#### Task objective
How many lines in the entries below include the string "index"? Answer with the number only.

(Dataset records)
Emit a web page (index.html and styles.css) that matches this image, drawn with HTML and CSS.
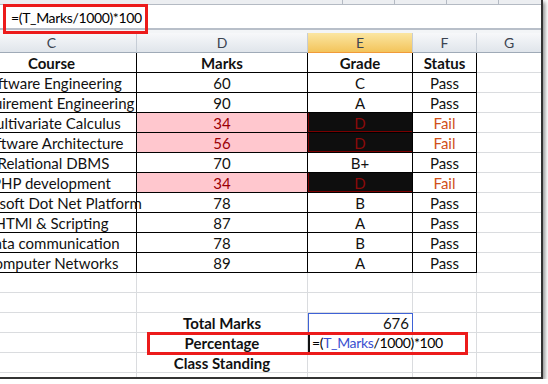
FILE: index.html
```html
<!DOCTYPE html>
<html>
<head>
	<meta charset="utf-8">
	<title>Marks sheet</title>
	<link rel="stylesheet" href="styles.css">
</head>
<body>

	<div class="frame">
		<div class="ribbon">
			<span class="sep"></span><span class="sep"></span><span class="sep"></span><span class="sep"></span>
		</div>
		<div class="fx">=(T_Marks/1000)*100</div>
		<div class="fx-gap"></div>

		<div class="sheet">
			<!-- column headers -->
			<div class="hd">C</div>
			<div class="hd">D</div>
			<div class="hd hd-on">E</div>
			<div class="hd">F</div>
			<div class="hd">G</div>

			<div class="c t b">Course</div>
			<div class="c t b">Marks</div>
			<div class="c t b">Grade</div>
			<div class="c t b">Status</div>
			<div class="c"></div>

			<div class="c t">Software Engineering</div>
			<div class="c t">60</div>
			<div class="c t">C</div>
			<div class="c t">Pass</div>
			<div class="c"></div>

			<div class="c t">Requirement Engineering</div>
			<div class="c t">90</div>
			<div class="c t">A</div>
			<div class="c t">Pass</div>
			<div class="c"></div>

			<div class="c t">Multivariate Calculus</div>
			<div class="c t low">34</div>
			<div class="c t dark">D</div>
			<div class="c t fail">Fail</div>
			<div class="c"></div>

			<div class="c t">Software Architecture</div>
			<div class="c t low">56</div>
			<div class="c t dark">D</div>
			<div class="c t fail">Fail</div>
			<div class="c"></div>

			<div class="c t">&nbsp;Relational DBMS</div>
			<div class="c t">70</div>
			<div class="c t">B+</div>
			<div class="c t">Pass</div>
			<div class="c"></div>

			<div class="c t">PHP development</div>
			<div class="c t low">34</div>
			<div class="c t dark">D</div>
			<div class="c t fail">Fail</div>
			<div class="c"></div>

			<div class="c t">Microsoft Dot Net Platform</div>
			<div class="c t">78</div>
			<div class="c t">B</div>
			<div class="c t">Pass</div>
			<div class="c"></div>

			<div class="c t">HTMl &amp; Scripting</div>
			<div class="c t">87</div>
			<div class="c t">A</div>
			<div class="c t">Pass</div>
			<div class="c"></div>

			<div class="c t">Data communication</div>
			<div class="c t">78</div>
			<div class="c t">B</div>
			<div class="c t">Pass</div>
			<div class="c"></div>

			<div class="c t">Computer Networks</div>
			<div class="c t">89</div>
			<div class="c t">A</div>
			<div class="c t">Pass</div>
			<div class="c"></div>

			<div class="c"></div><div class="c"></div><div class="c"></div><div class="c"></div><div class="c"></div>
			<div class="c"></div><div class="c"></div><div class="c"></div><div class="c"></div><div class="c"></div>

			<div class="c"></div>
			<div class="c b">Total Marks</div>
			<div class="c total">676</div>
			<div class="c"></div>
			<div class="c"></div>

			<div class="c"></div>
			<div class="c b">Percentage</div>
			<div class="c edit">=(<span class="ref">T_Marks</span><span class="caret"></span>/1000)*100</div>
			<div class="c"></div>
			<div class="c"></div>

			<div class="c"></div>
			<div class="c b">Class Standing</div>
			<div class="c"></div>
			<div class="c"></div>
			<div class="c"></div>

			<div class="c"></div><div class="c"></div><div class="c"></div><div class="c"></div><div class="c"></div>
		</div>

		<!-- red highlight boxes -->
		<div class="mark mark-fx"></div>
		<div class="mark mark-row"></div>
	</div>

</body>
</html>
```

FILE: styles.css
```css
body {
	margin: 0;
	background: #fff;
	font-family: "Lato", "Liberation Sans", sans-serif;
	font-size: 15px;
	color: #111;
}

.frame {
	position: relative;
	width: 541px;
	height: 377px;
	overflow: hidden;
	border-right: 2px solid #333;
	border-bottom: 2px solid #333;
	box-shadow: 2px 2px 4px rgba(0, 0, 0, 0.45);
}

.ribbon {
	display: flex;
	height: 4px;
	background: #eceef1;
	border-bottom: 1px solid #b4bac3;
	padding-left: 342px;
	gap: 51px;
}

.sep {
	width: 1px;
	background: #b4bac3;
}

.fx {
	height: 23px;
	line-height: 25px;
	padding-left: 11px;
	border-bottom: 2px solid #b8bfc9;
	color: #000;
	font-size: 14px;
	letter-spacing: -0.35px;
}

.fx-gap {
	height: 3px;
	background: #f3f5f7;
}

.sheet {
	display: grid;
	grid-template-columns: 170px 171px 105px 64px 65px;
	margin-left: -33px;
}

.hd,
.c {
	box-sizing: border-box;
	height: 20px;
	display: flex;
	align-items: center;
	justify-content: center;
	white-space: nowrap;
}

.hd {
	background: linear-gradient(#f7f8fa, #e0e5eb);
	border-right: 1px solid #c6cdd6;
	border-bottom: 1px solid #9faab7;
	color: #3b4350;
	font-size: 14px;
}

.hd-on {
	background: linear-gradient(#fbe6a2, #f3c45b);
	border-bottom-color: #f19a38;
}

.c {
	border-right: 1px solid #dadcdf;
	border-bottom: 1px solid #dadcdf;
}

.c.t {
	border-right-color: #000;
	border-bottom-color: #000;
}

.b {
	font-weight: bold;
}

.low {
	background: #ffc7ce;
	color: #9c0006;
}

.dark {
	background: #0e0e0e;
	color: #8a0a0a;
	box-shadow: inset 1px 0 0 #7a0000, inset 0 -1px 0 #7a0000;
}

.fail {
	color: #d0501a;
}

.total {
	justify-content: flex-end;
	padding-right: 3px;
	border: 1px solid #3e62d6;
}

.edit {
	justify-content: flex-start;
	overflow: visible;
	padding-left: 2px;
	border-left: 2px solid #111;
	color: #000;
	position: relative;
	z-index: 1;
	font-size: 14px;
	letter-spacing: -0.35px;
}

.ref {
	color: #3a4fd0;
}

.caret {
	display: inline-block;
	width: 1px;
	height: 18px;
	background: #000;
}

.mark {
	position: absolute;
	border: 3px solid #ec1b1b;
	box-sizing: border-box;
	z-index: 2;
}

.mark-fx {
	left: 3px;
	top: 4px;
	width: 145px;
	height: 30px;
}

.mark-row {
	left: 147px;
	top: 332px;
	width: 321px;
	height: 23px;
}
```
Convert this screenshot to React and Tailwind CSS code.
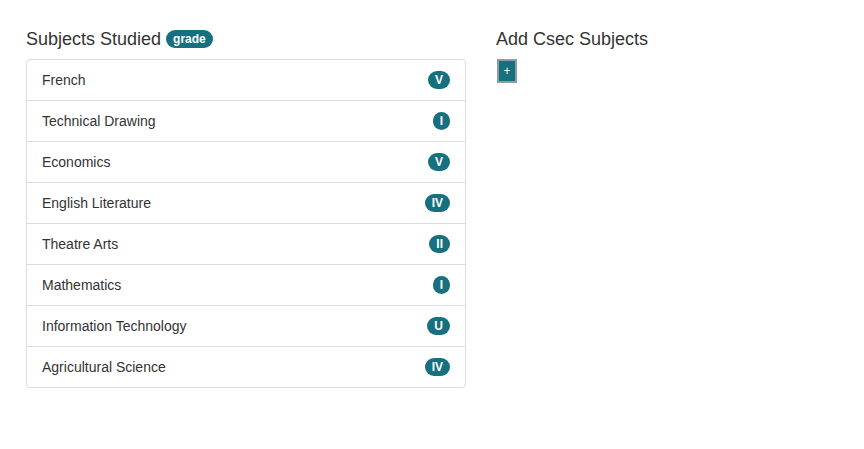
import React from 'react';

const subjects = [
  { name: 'French', grade: 'V' },
  { name: 'Technical Drawing', grade: 'I' },
  { name: 'Economics', grade: 'V' },
  { name: 'English Literature', grade: 'IV' },
  { name: 'Theatre Arts', grade: 'II' },
  { name: 'Mathematics', grade: 'I' },
  { name: 'Information Technology', grade: 'U' },
  { name: 'Agricultural Science', grade: 'IV' },
];

export default function App() {
  return (
    <div className="min-h-[449px] bg-white text-[#333] font-['Liberation_Sans',Arial,sans-serif] text-[14px] leading-[20px]">
      <div className="flex gap-[30px] pl-[26px] pt-[28px]">
        {/* left column */}
        <div className="w-[440px]">
          <h3 className="flex items-center h-[22px] text-[18px] leading-[22px] mb-[9px]">
            Subjects Studied
            <span className="ml-[5px] rounded-full bg-[#16707f] text-white text-[12px] font-bold leading-none px-[7px] py-[3px]">grade</span>
          </h3>
          <ul className="rounded-[4px] border border-[#ddd]">
            {subjects.map((s, i) => (
              <li
                key={s.name}
                className={`flex items-center justify-between px-[15px] py-[10px] ${i > 0 ? 'border-t border-[#ddd]' : ''}`}
              >
                <span>{s.name}</span>
                <span className="min-w-[10px] rounded-full bg-[#16707f] text-white text-[12px] font-bold leading-none px-[7px] py-[3px] text-center">
                  {s.grade}
                </span>
              </li>
            ))}
          </ul>
        </div>

        {/* right column */}
        <div>
          <h3 className="h-[22px] text-[18px] leading-[22px] mb-[9px]">Add Csec Subjects</h3>
          <button className="ml-[1px] w-[20px] h-[24px] bg-[#16707f] border-[2px] border-[#8c9ea2] text-white text-[12px] leading-none flex items-center justify-center">
            +
          </button>
        </div>
      </div>
    </div>
  );
}
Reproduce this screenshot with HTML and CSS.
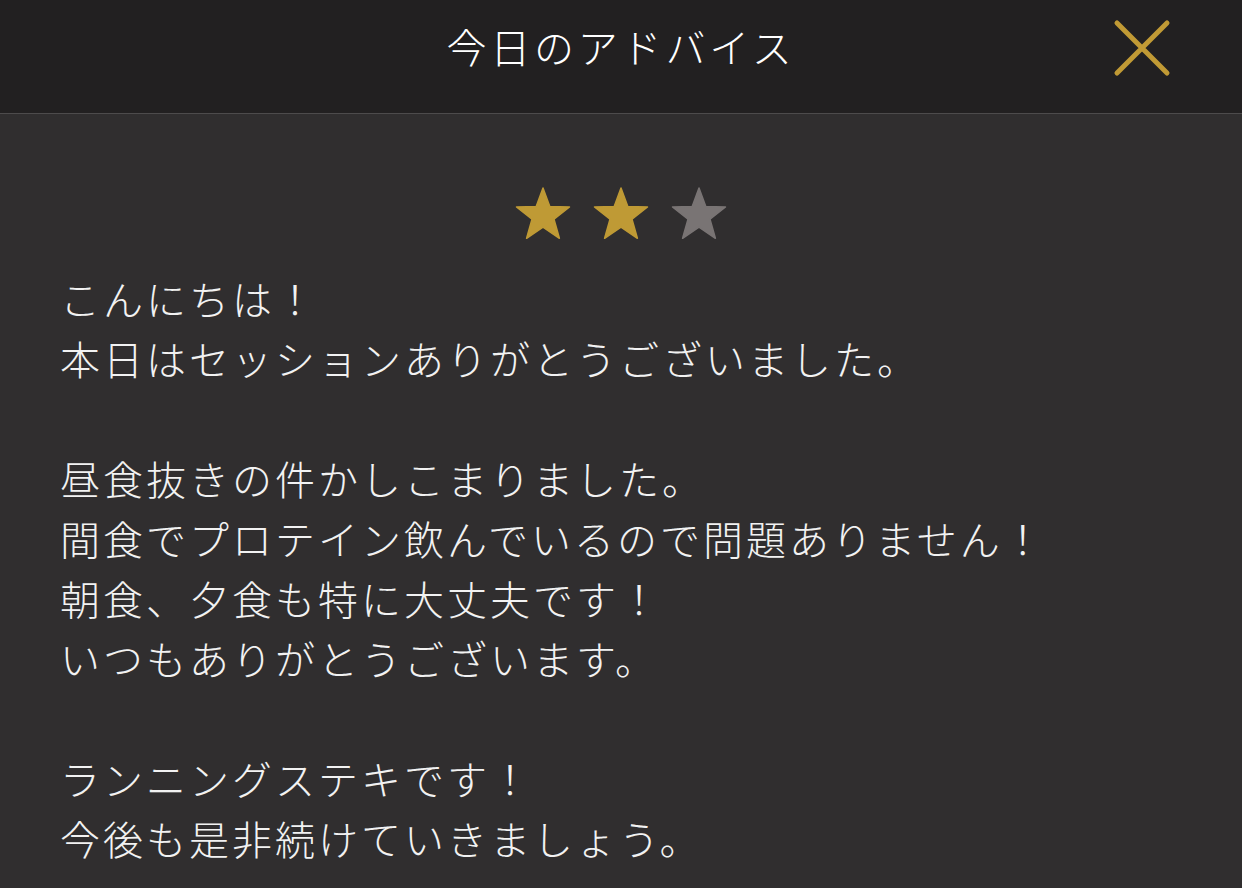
FILE: index.html
```html
<!DOCTYPE html>
<html lang="ja">
<head>
<meta charset="utf-8">
<title>今日のアドバイス</title>
<link rel="stylesheet" href="styles.css">
</head>
<body>
<header class="header">
  <div class="header-side"></div>
  <h1 class="title">今日のアドバイス</h1>
  <div class="header-side header-right">
    <button class="close" aria-label="閉じる">
      <svg width="60" height="60" viewBox="0 0 60 60">
        <path d="M5 5 L55 55 M55 5 L5 55" stroke="#c19a35" stroke-width="5" stroke-linecap="round" fill="none"/>
      </svg>
    </button>
  </div>
</header>
<main class="content">
  <div class="stars">
    <svg class="star" width="58" height="56" viewBox="0 0 58 56"><polygon points="29,2 35.8,20.5 55.5,21 40,33.2 45.4,52.3 29,41.2 12.6,52.3 18,33.2 2.5,21 22.2,20.5" fill="#bf9a35" stroke="#bf9a35" stroke-width="1.5" stroke-linejoin="round"/></svg>
    <svg class="star" width="58" height="56" viewBox="0 0 58 56"><polygon points="29,2 35.8,20.5 55.5,21 40,33.2 45.4,52.3 29,41.2 12.6,52.3 18,33.2 2.5,21 22.2,20.5" fill="#bf9a35" stroke="#bf9a35" stroke-width="1.5" stroke-linejoin="round"/></svg>
    <svg class="star" width="58" height="56" viewBox="0 0 58 56"><polygon points="29,2 35.8,20.5 55.5,21 40,33.2 45.4,52.3 29,41.2 12.6,52.3 18,33.2 2.5,21 22.2,20.5" fill="#797474" stroke="#797474" stroke-width="1.5" stroke-linejoin="round"/></svg>
  </div>
  <div class="message">
    <p class="para">こんにちは！<br>本日はセッションありがとうございました。</p>
    <p class="para">昼食抜きの件かしこまりました。<br>間食でプロテイン飲んでいるので問題ありません！<br>朝食、夕食も特に大丈夫です！<br>いつもありがとうございます。</p>
    <p class="para">ランニングステキです！<br>今後も是非続けていきましょう。</p>
  </div>
</main>
</body>
</html>
```

FILE: styles.css
```css
html, body {
  margin: 0;
  padding: 0;
  background: #302e2f;
  height: 100%;
}
body {
  font-family: "Noto Sans CJK JP", "Noto Sans", sans-serif;
  font-weight: 300;
  color: #f2f2f2;
  overflow: hidden;
}
.header {
  box-sizing: border-box;
  height: 114px;
  background: #222021;
  border-bottom: 1px solid #4d4b4c;
  display: grid;
  grid-template-columns: 1fr auto 1fr;
  align-items: start;
  padding-top: 18px;
}
.title {
  margin: 0;
  font-size: 40px;
  line-height: 56px;
  font-weight: 300;
  letter-spacing: 3.8px;
  color: #ffffff;
}
.header-right {
  display: flex;
  justify-content: flex-end;
  padding-right: 70px;
}
.close {
  background: none;
  border: none;
  padding: 0;
  margin-top: 0;
  width: 60px;
  height: 60px;
  cursor: pointer;
}
.close svg { display: block; }
.content {
  padding: 72px 60px 0;
}
.stars {
  display: flex;
  justify-content: center;
  gap: 20px;
  height: 56px;
}
.star { display: block; }
.message {
  margin-top: 26px;
}
.para {
  margin: 0 0 60px;
  font-size: 40px;
  line-height: 60px;
  letter-spacing: 3px;
  white-space: nowrap;
}
```
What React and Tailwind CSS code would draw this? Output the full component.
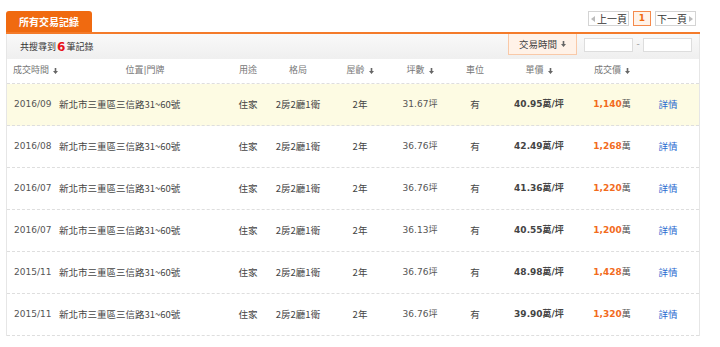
import React from "react";

const rows = [
  { date: "2016/09", area: "31.67", unit: "40.95", total: "1,140", hl: true },
  { date: "2016/08", area: "36.76", unit: "42.49", total: "1,268" },
  { date: "2016/07", area: "36.76", unit: "41.36", total: "1,220" },
  { date: "2016/07", area: "36.13", unit: "40.55", total: "1,200" },
  { date: "2015/11", area: "36.76", unit: "48.98", total: "1,428" },
  { date: "2015/11", area: "36.76", unit: "39.90", total: "1,320" },
];

function Arrow() {
  return (
    <svg width="5" height="6" viewBox="0 0 5 6" className="ml-[4px] inline-block shrink-0">
      <path d="M1.7 0h1.6v3H5L2.5 6 0 3h1.7z" fill="#666" />
    </svg>
  );
}

const GRID =
  "grid grid-cols-[48px_180px_26px_74px_50px_70px_40px_88px_58px_54px] items-center";

export default function App() {
  return (
    <div
      className="w-[720px] h-[347px] bg-white pt-[11px] pl-[6px] text-[9px] text-[#444]"
      style={{ fontFamily: '"DejaVu Sans", "Noto Sans CJK TC", sans-serif' }}
    >
      <div className="w-[694px]">
        {/* top: tab + pagination */}
        <div className="flex justify-between items-start">
          <div className="w-[86px] h-[21px] bg-[#f06a10] rounded-t-[3px] flex items-center justify-center text-white font-bold text-[10px] [font-family:'Noto_Sans_CJK_TC',sans-serif]">
            所有交易記錄
          </div>
          <div className="flex items-center gap-[4px] pr-[4px] text-[10px] text-[#333] [font-family:'Noto_Sans_CJK_TC',sans-serif]">
            <div className="w-[41px] h-[15px] border border-[#d4d4d4] bg-white flex items-center pl-[2px]">
              <svg width="4" height="6" viewBox="0 0 4 6" className="mr-[2px]">
                <path d="M4 0v6L0 3z" fill="#bbb" />
              </svg>
              上一頁
            </div>
            <div className="w-[18px] h-[15px] border border-[#f58a4c] bg-[#fff3ea] flex items-center justify-center text-[#f06a10] font-bold text-[9px] [font-family:'DejaVu_Sans',sans-serif]">
              1
            </div>
            <div className="w-[41px] h-[15px] border border-[#d4d4d4] bg-white flex items-center justify-end pr-[2px]">
              下一頁
              <svg width="4" height="6" viewBox="0 0 4 6" className="ml-[2px]">
                <path d="M0 0v6l4-3z" fill="#bbb" />
              </svg>
            </div>
          </div>
        </div>
        <div className="h-[2px] bg-[#f47b2a]" />

        {/* panel */}
        <div className="border-x border-solid border-[#e6e6e6]">
          {/* toolbar */}
          <div className="h-[25px] bg-gradient-to-b from-[#f9f9f9] to-[#efefef] flex items-start justify-between">
            <div className="h-[25px] flex items-center pl-[13px] text-[#333] [font-family:'Noto_Sans_CJK_TC',sans-serif]">
              共搜尋到
              <span className="text-[#e8141b] font-bold text-[12px] mx-[1px] [font-family:'DejaVu_Sans',sans-serif]">
                6
              </span>
              筆記錄
            </div>
            <div className="flex items-start">
              <div className="w-[69px] h-[21px] bg-[#fff2e8] border border-[#f9c9a8] border-t-0 flex items-center justify-center text-[#444] text-[9.5px] [font-family:'Noto_Sans_CJK_TC',sans-serif]">
                交易時間
                <Arrow />
              </div>
              <div className="flex items-center mt-[4px] ml-[7px] mr-[7px]">
                <div className="w-[49px] h-[14px] bg-white border border-[#dddddd]" />
                <span className="w-[10px] text-center text-[#999]">-</span>
                <div className="w-[49px] h-[14px] bg-white border border-[#dddddd]" />
              </div>
            </div>
          </div>

          {/* column header */}
          <div
            className={`${GRID} h-[25px] bg-white border-b border-dashed border-[#dedede] text-[#777] whitespace-nowrap`}
          >
            <div className="pl-[6px] flex items-center whitespace-nowrap">成交時間<Arrow /></div>
            <div className="text-center">位置|門牌</div>
            <div className="text-center">用途</div>
            <div className="text-center">格局</div>
            <div className="flex items-center justify-center">屋齡<Arrow /></div>
            <div className="flex items-center justify-center">坪數<Arrow /></div>
            <div className="text-center">車位</div>
            <div className="flex items-center justify-center">單價<Arrow /></div>
            <div className="flex items-center justify-center">成交價<Arrow /></div>
            <div />
          </div>

          {rows.map((r, i) => (
            <div
              key={i}
              className={`${GRID} h-[42px] border-b border-dashed border-[#dedede] whitespace-nowrap ${
                r.hl ? "bg-[#fdfbe3]" : "bg-white"
              }`}
            >
              <div className="pl-[7px] text-[#555]">{r.date}</div>
              <div className="pl-[4px] text-[9.5px] text-[#444] [font-family:'Noto_Sans_CJK_TC',sans-serif]">
                新北市三重區三信路31~60號
              </div>
              <div className="text-center text-[9.5px] [font-family:'Noto_Sans_CJK_TC',sans-serif]">
                住家
              </div>
              <div className="text-center text-[9.5px] [font-family:'Noto_Sans_CJK_TC',sans-serif]">
                2房2廳1衛
              </div>
              <div className="text-center text-[9.5px] [font-family:'Noto_Sans_CJK_TC',sans-serif]">
                2年
              </div>
              <div className="text-center text-[#555]">{r.area}坪</div>
              <div className="text-center text-[9.5px] [font-family:'Noto_Sans_CJK_TC',sans-serif]">
                有
              </div>
              <div className="text-center font-bold text-[#444]">
                {r.unit}萬/坪
              </div>
              <div className="text-center text-[#555]">
                <span className="font-bold text-[#f26b1d]">{r.total}</span>萬
              </div>
              <div className="text-center text-[#2a6ad0] text-[9.5px] [font-family:'Noto_Sans_CJK_TC',sans-serif]">
                詳情
              </div>
            </div>
          ))}
        </div>
      </div>
    </div>
  );
}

#### Reply to the exercise
5